• GOAL
Faithfully return all lines, omitting every embedded picture.

• STORED DATA
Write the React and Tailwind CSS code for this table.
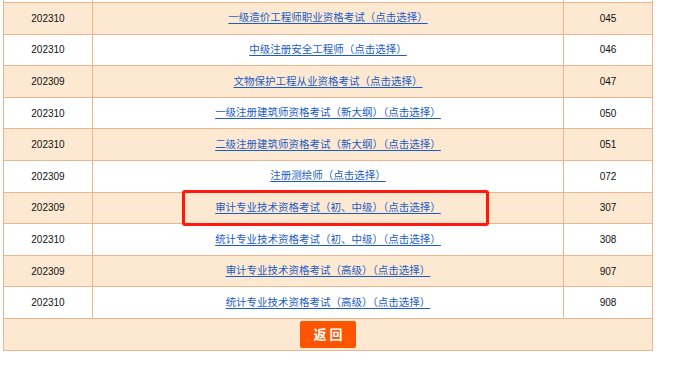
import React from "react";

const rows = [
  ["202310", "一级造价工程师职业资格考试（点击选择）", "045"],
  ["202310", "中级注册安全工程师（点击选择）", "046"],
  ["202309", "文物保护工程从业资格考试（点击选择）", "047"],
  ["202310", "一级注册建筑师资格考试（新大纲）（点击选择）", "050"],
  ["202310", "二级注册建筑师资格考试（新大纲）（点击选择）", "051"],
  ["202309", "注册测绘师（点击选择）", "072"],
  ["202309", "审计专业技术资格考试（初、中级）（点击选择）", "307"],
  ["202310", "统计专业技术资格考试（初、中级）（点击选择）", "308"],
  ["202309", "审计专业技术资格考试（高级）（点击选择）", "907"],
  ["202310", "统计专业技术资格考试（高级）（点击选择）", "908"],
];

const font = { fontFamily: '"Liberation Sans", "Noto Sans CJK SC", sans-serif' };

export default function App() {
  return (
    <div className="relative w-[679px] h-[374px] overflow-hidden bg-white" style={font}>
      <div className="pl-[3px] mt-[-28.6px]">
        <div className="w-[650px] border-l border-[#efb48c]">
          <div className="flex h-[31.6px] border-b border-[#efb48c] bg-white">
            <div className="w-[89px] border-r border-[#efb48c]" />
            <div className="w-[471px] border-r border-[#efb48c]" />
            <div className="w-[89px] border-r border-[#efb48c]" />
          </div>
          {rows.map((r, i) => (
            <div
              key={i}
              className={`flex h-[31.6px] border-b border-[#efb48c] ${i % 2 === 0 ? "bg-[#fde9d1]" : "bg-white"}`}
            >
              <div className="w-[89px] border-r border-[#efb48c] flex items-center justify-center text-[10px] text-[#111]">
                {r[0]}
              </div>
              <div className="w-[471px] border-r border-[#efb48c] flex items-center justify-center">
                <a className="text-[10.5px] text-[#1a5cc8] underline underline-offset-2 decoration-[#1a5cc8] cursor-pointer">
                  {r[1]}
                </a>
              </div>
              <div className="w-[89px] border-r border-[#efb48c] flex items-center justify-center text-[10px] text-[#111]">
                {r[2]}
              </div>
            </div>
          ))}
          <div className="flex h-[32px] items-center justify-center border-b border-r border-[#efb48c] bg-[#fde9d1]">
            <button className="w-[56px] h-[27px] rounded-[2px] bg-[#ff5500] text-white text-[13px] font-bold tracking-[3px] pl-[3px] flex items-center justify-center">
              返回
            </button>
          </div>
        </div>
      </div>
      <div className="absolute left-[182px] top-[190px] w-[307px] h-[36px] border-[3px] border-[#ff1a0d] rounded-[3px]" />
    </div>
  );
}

• CORRECT OUTPUT
Write the React and Tailwind CSS code for this table.
import React from "react";

const rows = [
  ["202310", "一级造价工程师职业资格考试（点击选择）", "045"],
  ["202310", "中级注册安全工程师（点击选择）", "046"],
  ["202309", "文物保护工程从业资格考试（点击选择）", "047"],
  ["202310", "一级注册建筑师资格考试（新大纲）（点击选择）", "050"],
  ["202310", "二级注册建筑师资格考试（新大纲）（点击选择）", "051"],
  ["202309", "注册测绘师（点击选择）", "072"],
  ["202309", "审计专业技术资格考试（初、中级）（点击选择）", "307"],
  ["202310", "统计专业技术资格考试（初、中级）（点击选择）", "308"],
  ["202309", "审计专业技术资格考试（高级）（点击选择）", "907"],
  ["202310", "统计专业技术资格考试（高级）（点击选择）", "908"],
];

const font = { fontFamily: '"Liberation Sans", "Noto Sans CJK SC", sans-serif' };

export default function App() {
  return (
    <div className="relative w-[679px] h-[374px] overflow-hidden bg-white" style={font}>
      <div className="pl-[3px] mt-[-28.6px]">
        <div className="w-[650px] border-l border-[#efb48c]">
          <div className="flex h-[31.6px] border-b border-[#efb48c] bg-white">
            <div className="w-[89px] border-r border-[#efb48c]" />
            <div className="w-[471px] border-r border-[#efb48c]" />
            <div className="w-[89px] border-r border-[#efb48c]" />
          </div>
          {rows.map((r, i) => (
            <div
              key={i}
              className={`flex h-[31.6px] border-b border-[#efb48c] ${i % 2 === 0 ? "bg-[#fde9d1]" : "bg-white"}`}
            >
              <div className="w-[89px] border-r border-[#efb48c] flex items-center justify-center text-[10px] text-[#111]">
                {r[0]}
              </div>
              <div className="w-[471px] border-r border-[#efb48c] flex items-center justify-center">
                <a className="text-[10.5px] text-[#1a5cc8] underline underline-offset-2 decoration-[#1a5cc8] cursor-pointer">
                  {r[1]}
                </a>
              </div>
              <div className="w-[89px] border-r border-[#efb48c] flex items-center justify-center text-[10px] text-[#111]">
                {r[2]}
              </div>
            </div>
          ))}
          <div className="flex h-[32px] items-center justify-center border-b border-r border-[#efb48c] bg-[#fde9d1]">
            <button className="w-[56px] h-[27px] rounded-[2px] bg-[#ff5500] text-white text-[13px] font-bold tracking-[3px] pl-[3px] flex items-center justify-center">
              返回
            </button>
          </div>
        </div>
      </div>
      <div className="absolute left-[182px] top-[190px] w-[307px] h-[36px] border-[3px] border-[#ff1a0d] rounded-[3px]" />
    </div>
  );
}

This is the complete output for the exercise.